Your job is to retype all of the data word for word, leaving every image out.

·····

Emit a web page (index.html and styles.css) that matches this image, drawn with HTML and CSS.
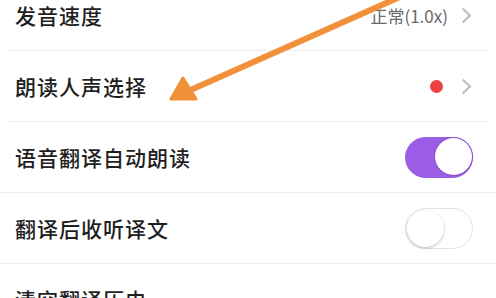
FILE: index.html
```html
<!DOCTYPE html>
<html lang="zh">
<head>
  <meta charset="UTF-8">
  <title>翻译设置</title>
  <link rel="stylesheet" href="styles.css">
</head>
<body>
  <div class="settings">
    <div class="row">
      <span class="label">发音速度</span>
      <div class="extra">
        <span class="value">正常(1.0x)</span>
        <span class="chevron"></span>
      </div>
    </div>
    <div class="row">
      <span class="label">朗读人声选择</span>
      <div class="extra">
        <span class="dot"></span>
        <span class="chevron"></span>
      </div>
    </div>
    <div class="row row-full">
      <span class="label">语音翻译自动朗读</span>
      <div class="toggle on"><span class="knob"></span></div>
    </div>
    <div class="row row-full">
      <span class="label">翻译后收听译文</span>
      <div class="toggle"><span class="knob"></span></div>
    </div>
    <div class="row row-full">
      <span class="label">清空翻译历史</span>
    </div>
  </div>

  <svg class="arrow" width="496" height="298" viewBox="0 0 496 298">
    <line x1="402" y1="-4" x2="186" y2="92" stroke="#f0913a" stroke-width="6" stroke-linecap="round"/>
    <polygon points="171,99 183,78 196,99" fill="#f0913a" stroke="#f0913a" stroke-width="3" stroke-linejoin="round"/>
  </svg>
</body>
</html>
```

FILE: styles.css
```css
body {
  margin: 0;
  background: #fff;
  font-family: "Noto Sans CJK SC", "Liberation Sans", sans-serif;
  color: #1f1f1f;
  overflow: hidden;
  position: relative;
  width: 496px;
  height: 298px;
}

.settings {
  margin-top: -20px;
}

.row {
  height: 70px;
  display: flex;
  align-items: center;
  justify-content: space-between;
  border-bottom: 1px solid #ececec;
  margin-left: 8px;
  margin-right: 6px;
  padding-left: 7px;
  padding-right: 17px;
}

.row-full {
  margin-left: 0;
  margin-right: 0;
  padding-left: 15px;
  padding-right: 23px;
}

.label {
  font-size: 21px;
  font-weight: 500;
  letter-spacing: 1px;
}

.extra {
  display: flex;
  align-items: center;
}

.value {
  font-size: 17px;
  color: #6a6a6a;
  margin-right: 10px;
}

.dot {
  width: 13px;
  height: 13px;
  border-radius: 50%;
  background: #e8413f;
  margin-right: 15px;
}

.chevron {
  width: 9px;
  height: 9px;
  border-top: 2px solid #bdbdbd;
  border-right: 2px solid #bdbdbd;
  transform: rotate(45deg);
  margin-right: 4px;
}

.toggle {
  width: 68px;
  height: 41px;
  border-radius: 21px;
  border: 1px solid #e2e2e2;
  background: #fff;
  position: relative;
  box-sizing: border-box;
}

.toggle .knob {
  position: absolute;
  top: 1px;
  left: 1px;
  width: 37px;
  height: 37px;
  border-radius: 50%;
  background: #fff;
  box-shadow: 0 1px 3px rgba(0, 0, 0, 0.25);
}

.toggle.on {
  background: #9b5de5;
  border-color: #9b5de5;
}

.toggle.on .knob {
  left: auto;
  right: 0;
  top: 0;
  box-shadow: 0 0 0 1px #8a4fd0;
}

.arrow {
  position: absolute;
  top: 0;
  left: 0;
  pointer-events: none;
}
```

·····

## [In response]
Emit a web page (index.html and styles.css) that matches this image, drawn with HTML and CSS.
FILE: index.html
```html
<!DOCTYPE html>
<html lang="zh">
<head>
  <meta charset="UTF-8">
  <title>翻译设置</title>
  <link rel="stylesheet" href="styles.css">
</head>
<body>
  <div class="settings">
    <div class="row">
      <span class="label">发音速度</span>
      <div class="extra">
        <span class="value">正常(1.0x)</span>
        <span class="chevron"></span>
      </div>
    </div>
    <div class="row">
      <span class="label">朗读人声选择</span>
      <div class="extra">
        <span class="dot"></span>
        <span class="chevron"></span>
      </div>
    </div>
    <div class="row row-full">
      <span class="label">语音翻译自动朗读</span>
      <div class="toggle on"><span class="knob"></span></div>
    </div>
    <div class="row row-full">
      <span class="label">翻译后收听译文</span>
      <div class="toggle"><span class="knob"></span></div>
    </div>
    <div class="row row-full">
      <span class="label">清空翻译历史</span>
    </div>
  </div>

  <svg class="arrow" width="496" height="298" viewBox="0 0 496 298">
    <line x1="402" y1="-4" x2="186" y2="92" stroke="#f0913a" stroke-width="6" stroke-linecap="round"/>
    <polygon points="171,99 183,78 196,99" fill="#f0913a" stroke="#f0913a" stroke-width="3" stroke-linejoin="round"/>
  </svg>
</body>
</html>
```

FILE: styles.css
```css
body {
  margin: 0;
  background: #fff;
  font-family: "Noto Sans CJK SC", "Liberation Sans", sans-serif;
  color: #1f1f1f;
  overflow: hidden;
  position: relative;
  width: 496px;
  height: 298px;
}

.settings {
  margin-top: -20px;
}

.row {
  height: 70px;
  display: flex;
  align-items: center;
  justify-content: space-between;
  border-bottom: 1px solid #ececec;
  margin-left: 8px;
  margin-right: 6px;
  padding-left: 7px;
  padding-right: 17px;
}

.row-full {
  margin-left: 0;
  margin-right: 0;
  padding-left: 15px;
  padding-right: 23px;
}

.label {
  font-size: 21px;
  font-weight: 500;
  letter-spacing: 1px;
}

.extra {
  display: flex;
  align-items: center;
}

.value {
  font-size: 17px;
  color: #6a6a6a;
  margin-right: 10px;
}

.dot {
  width: 13px;
  height: 13px;
  border-radius: 50%;
  background: #e8413f;
  margin-right: 15px;
}

.chevron {
  width: 9px;
  height: 9px;
  border-top: 2px solid #bdbdbd;
  border-right: 2px solid #bdbdbd;
  transform: rotate(45deg);
  margin-right: 4px;
}

.toggle {
  width: 68px;
  height: 41px;
  border-radius: 21px;
  border: 1px solid #e2e2e2;
  background: #fff;
  position: relative;
  box-sizing: border-box;
}

.toggle .knob {
  position: absolute;
  top: 1px;
  left: 1px;
  width: 37px;
  height: 37px;
  border-radius: 50%;
  background: #fff;
  box-shadow: 0 1px 3px rgba(0, 0, 0, 0.25);
}

.toggle.on {
  background: #9b5de5;
  border-color: #9b5de5;
}

.toggle.on .knob {
  left: auto;
  right: 0;
  top: 0;
  box-shadow: 0 0 0 1px #8a4fd0;
}

.arrow {
  position: absolute;
  top: 0;
  left: 0;
  pointer-events: none;
}
```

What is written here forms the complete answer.